Quand les courses furent terminées, je retrouvai la bande des Stanleys qui m’avait accueilli dans son camp et que j’avais perdue de vue par intervalles, les hommes étant occupés à vendre leurs ânes et les femmes à dire la bonne aventure. Ils se disposaient à partir pour Lymington. Nous nous séparâmes en assez bons termes ; ils m’invitèrent même au mariage d’une de leurs filles, celle pour qui, selon l’assertion de la vieille sorcière, on réservait la poule noire, quoique ce mariage ne dût avoir lieu que dans six mois. Les gypsies sont pauvres, mais prodigues.
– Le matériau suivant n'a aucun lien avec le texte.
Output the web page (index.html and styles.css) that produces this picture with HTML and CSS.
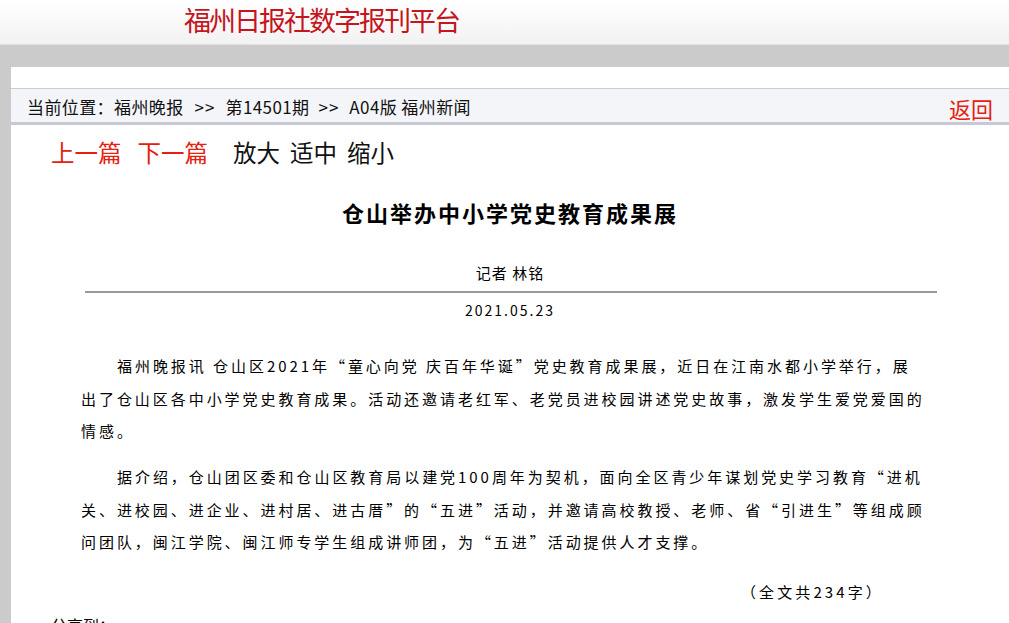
FILE: index.html
```html
<!DOCTYPE html>
<html lang="zh-CN">
<head>
<meta charset="utf-8">
<title>仓山举办中小学党史教育成果展</title>
<link rel="stylesheet" href="styles.css">
</head>
<body>
<header class="site-header">
  <div class="site-title">福州日报社数字报刊平台</div>
</header>
<div class="page">
  <div class="content">
    <div class="crumb">
      <div class="crumb-path"><span>当前位置：福州晚报</span><span class="sep first">&gt;&gt;</span><span>第14501期</span><span class="sep">&gt;&gt;</span><span>A04版 福州新闻</span></div>
      <a class="back">返回</a>
    </div>
    <div class="toolbar">
      <a class="nav red">上一篇</a>
      <a class="nav red next">下一篇</a>
      <a class="nav zoom first">放大</a>
      <a class="nav zoom">适中</a>
      <a class="nav zoom">缩小</a>
    </div>
    <h1 class="headline">仓山举办中小学党史教育成果展</h1>
    <div class="byline">记者 林铭</div>
    <hr class="rule">
    <div class="date">2021.05.23</div>
    <div class="article">
      <p>福州晚报讯 仓山区2021年“童心向党 庆百年华诞”党史教育成果展，近日在江南水都小学举行，展出了仓山区各中小学党史教育成果。活动还邀请老红军、老党员进校园讲述党史故事，激发学生爱党爱国的情感。</p>
      <p>据介绍，仓山团区委和仓山区教育局以建党100周年为契机，面向全区青少年谋划党史学习教育“进机关、进校园、进企业、进村居、进古厝”的“五进”活动，并邀请高校教授、老师、省“引进生”等组成顾问团队，闽江学院、闽江师专学生组成讲师团，为“五进”活动提供人才支撑。</p>
    </div>
    <div class="count">（全文共234字）</div>
    <div class="share">分享到：</div>
  </div>
</div>
</body>
</html>
```
FILE: styles.css
```css
html, body {
  margin: 0;
  padding: 0;
}
body {
  background: #cbcbcb;
  font-family: "Noto Sans CJK SC", "Microsoft YaHei", sans-serif;
  color: #000;
  overflow: hidden;
}
.site-header {
  height: 44px;
  background: linear-gradient(#ffffff, #f2f2f2);
  border-bottom: 1px solid #e2e2e2;
}
.site-title {
  padding-left: 184px;
  font-size: 27px;
  letter-spacing: -2px;
  line-height: 40px;
  color: #c4161c;
}
.page {
  padding-top: 22px;
}
.content {
  margin-left: 11px;
  background: #fff;
  padding-top: 21px;
  height: 600px;
}
.crumb {
  border-top: 1px solid #c9ccda;
  border-bottom: 3px solid #c7cad5;
  background: #f4f5f9;
  height: 33px;
  display: flex;
  align-items: center;
  justify-content: space-between;
  padding: 0 16px;
}
.crumb-path {
  font-size: 17px;
  line-height: 20px;
  padding-top: 2px;
  letter-spacing: 0.4px;
  color: #111;
}
.sep {
  margin: 0 10px 0 9px;
  letter-spacing: 1px;
}
.sep.first {
  margin-left: 11px;
}
.back {
  font-size: 22px;
  line-height: 24px;
  color: #e5200e;
  padding-top: 4px;
}
.toolbar {
  display: flex;
  margin-top: 12px;
  padding-left: 40px;
  line-height: 30px;
  font-size: 23.5px;
}
.nav {
  color: #111;
}
.nav.red {
  color: #e5200e;
}
.nav.next {
  margin-left: 16px;
}
.nav.zoom {
  margin-left: 10px;
}
.nav.zoom.first {
  margin-left: 25px;
}
.headline {
  margin: 30px 0 0;
  text-align: center;
  font-size: 22px;
  line-height: 30px;
  letter-spacing: 2px;
  font-weight: bold;
}
.byline {
  margin-top: 36px;
  text-align: center;
  font-size: 15px;
  line-height: 20px;
  letter-spacing: 1px;
}
.rule {
  margin: 8px 72px 0 74px;
  border: 0;
  border-top: 2px solid #999;
  height: 0;
}
.date {
  margin-top: 7px;
  text-align: center;
  font-size: 14px;
  line-height: 20px;
  letter-spacing: 2px;
}
.article {
  margin-top: 30px;
  padding-left: 70px;
  width: 845px;
}
.article p {
  margin: 0 0 13.5px;
  font-size: 15px;
  line-height: 32.5px;
  letter-spacing: 2.95px;
  text-indent: 36px;
}
.count {
  margin-top: 23px;
  padding-left: 730px;
  font-size: 15px;
  line-height: 20px;
  letter-spacing: 3.1px;
}
.share {
  margin-top: 13px;
  padding-left: 40px;
  font-size: 16px;
  line-height: 20px;
}
```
Cette prodigalité éclate surtout dans leurs fêtes, et la principale de ces fêtes est le mariage de leurs filles. Le mariage est toujours précédé de deux années par la cérémonie des fiançailles. Pendant ce temps-là, les fiancés vivent comme frère et sœur. Arrive le jour nuptial, le grand jour (car ce qu’on a écrit du mariage à la cruche cassée n’existe pas chez les gypsies, l’union est

  1. Les femmes gypsies demandent toujours une pièce d’argent pour tracer la figure d’une croix sur la paume de la main, de là l’expression to cross with silver.